Bug in 2012/2012R2 DFS client kills Lync front-end servers

We have a reasonably large sized Lync Server 2013 deployment running on Windows Server 2012, and we use a DFS share for the file share.  After migrating user load from 2010 to the new 2013 pool, we started encountering periodic failures.

First, we would see oddness in some of the front-end services.  It seemed to happen most often on the active machine for pool backup, but not always.  We were getting increasing problems with calls being completed, particularly to the response group service.  The most disturbing part was that we would remote desktop to the front-end server which was having problems, only to find that logging into it would hang on processing group policy.  If you waited long enough, or were fortunate enough to have already had a session, you could get in.

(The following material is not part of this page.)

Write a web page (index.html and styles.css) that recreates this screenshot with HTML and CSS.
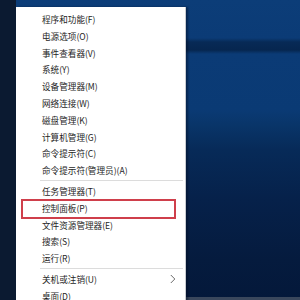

Once logged in, it was clear that the OS was malfunctioning, not just Lync.  If you tried to access any file shares at the command prompt or powershell, you would end up with a hung window.  Not only hung, but unable to be closed, even with task manager!  In fact, it seemed like all the processes on the server were falling victim to this.  W3WP worker processes were building up and not exiting.  Lync services couldn’t be stopped and restarted.  Even the OS would not reboot without forcing it to crash, or powering the server off remotely.

Looking at handles and threads, the affected front-end would have many times more than the working front-ends: Our ‘normal’ front ends typically have 5,000 or less threads and about 90,000 handles in use.  On the affected front-end, we would see 10-15,000 threads or more and sometimes 1,000,000 handles in use.  This was definitely looking like an operating system bug.

Working with Microsoft Premier support, we configured the servers for a complete memory dump and after some time, we managed to capture one from a server having the problem.  Support analyzed the dump and found that it was caused by the DFS client service. The bug was matched up to a hotfix which was under development. We were able to obtain an early version of the hotfix, but my understanding now is that, from support, “This hotfix was made public early this week due to the high number of cases that were being reported.”

From the frequency we experienced the problem (every few days), I’d think practically any reasonably active Lync Server 2013 deployment running on 2012/2012R2 using DFS for the file share would run into this issue, and it will pretty much kill one front end at a time, slowly, without it.  Now that the hotfix is public, I wanted to not only share the above experience but also the article number: KB2925981.  It looks like the actual knowledge base article is not public yet, but you should be able to obtain that hotfix from product support.